I figured I had maybe ten minutes to sit alone at a table inside with my tattered orange notebook that has become my best friend for the past eight months.

I don’t know when it first started, this urge to write in restaurants and coffee shops, all in long hand, but it did.  I guess it was a morning I was sitting outside Starbucks last fall and an idea came to me about my current manuscript.  At the time I only had with me a small notebook.  It had been in my purse for months, useful only for writing lists and phone numbers, but  I pulled it out and scribbled frantically the scene that was playing in my head.  Before long I had lost sight of the cars racing down the nearby street.  I was in a bedroom with a ghost making harsh demands in my heroine’s dreams.  I’d needed a beginning for that book and it wouldn’t come while sitting at my computer.  That morning it arrived full force at that coffee shop.  I came out of my stupor about the same time she emerged from her ghostly dream and the scene was written.  It was all in long hand, but there it was. Once I was back at my computer and had transcribed those pages, the next scene flowed right along.

The next time I was stuck for an idea on a scene and my computer keyboard kept staring back at me with nothing happening, I took my notebook and found another Starbucks.  This time it was tougher to get down what I wanted, but I didn’t force myself, and I made another discovery.  The coffee shop didn’t work for simply composing scenes, I was able to use it to sharpen my writing skills as well.  I thought about writing exercises, the kind you read about in books, but don’t do at the time.  How about trying something descriptive?  I found myself writing down what I observed in the coffee shop, the people, their mannerisms, their clothes, the interior.  And then I jazzed it up with what their reactions might be if an armed gunman came into the place.  (Okay, I got carried away)  Or if my heroine was in the coffee shop and realized someone across the shop, trying to look inconspicuous, had also been standing outside her apartment when she got home the previous evening.  Or what if she thought she was being followed, but she didn’t know which one of those patrons might be after her?  You get the message.  After writing all that down I went home and wrote a scene with my heroine on the run and the fear even a simple stop for a latte could bring her.

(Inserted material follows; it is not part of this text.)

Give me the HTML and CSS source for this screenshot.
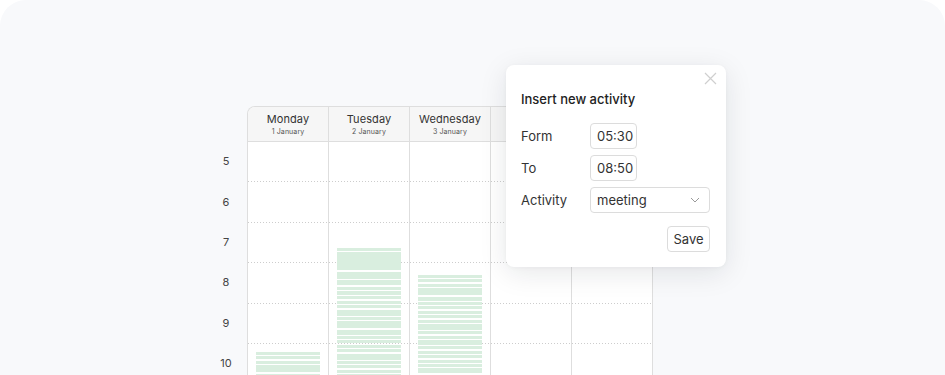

After that I was hooked and with a couple more coffee shop visits, my little notebook was filled up.  I had to trade it in for a fatter notebook, big enough to be useful, but small enough so that it was always there, inside my purse.  And I branched out from coffee shops, realizing a solitary breakfast or lunch could be useful as creative tools as well.  I had lunch with my heroine asking her all those questions that need to be answered in order to get to know her.  What would she order, what would she wear, where would she want to eat?  What would she talk about?  And what would she think if our hero walked in and sat down at the booth behind us?  How would he look?  I wrote it all down, and even if I didn’t use the words verbatim, I felt like I was getting to know her.  It all translated to the keyboard later.

I had another revelation later.  I’d read an article on listening to speech and sitting at a coffee shop, I found myself listening to all the conversations around me, instead of tuning everything out.  Before you think I’m a nutty eavesdropper, waiting to overhear good gossip, I want to say it wasn’t what the people around me were saying as much as how they were saying it.  Quick sentences.  Questions at the end of sentences.  Rushed comments, halting answers.  Dialogue.  The way people speak.  It was all a revelation that I was able to put into practice.  Before long, I was writing down the dialogue I wanted for my characters.

This week someone on one of my many loops said she was having trouble with her motivation.  I knew how she felt.  Sometimes when I’m faced with deadlines and  having to go back to re-edit or re-write something I’d put away months ago, I don’t feel like writing either.  Now when that happens I grab my purse and head for a coffee shop or go out to lunch by myself.  I know that trusty notebook will be with me, though I’m ready to move on to a newer model now.  It may not be the answer for everyone, but it certainly works well for me.  Go ahead, get a little notebook and visit a coffee shop.  You might become an addict too.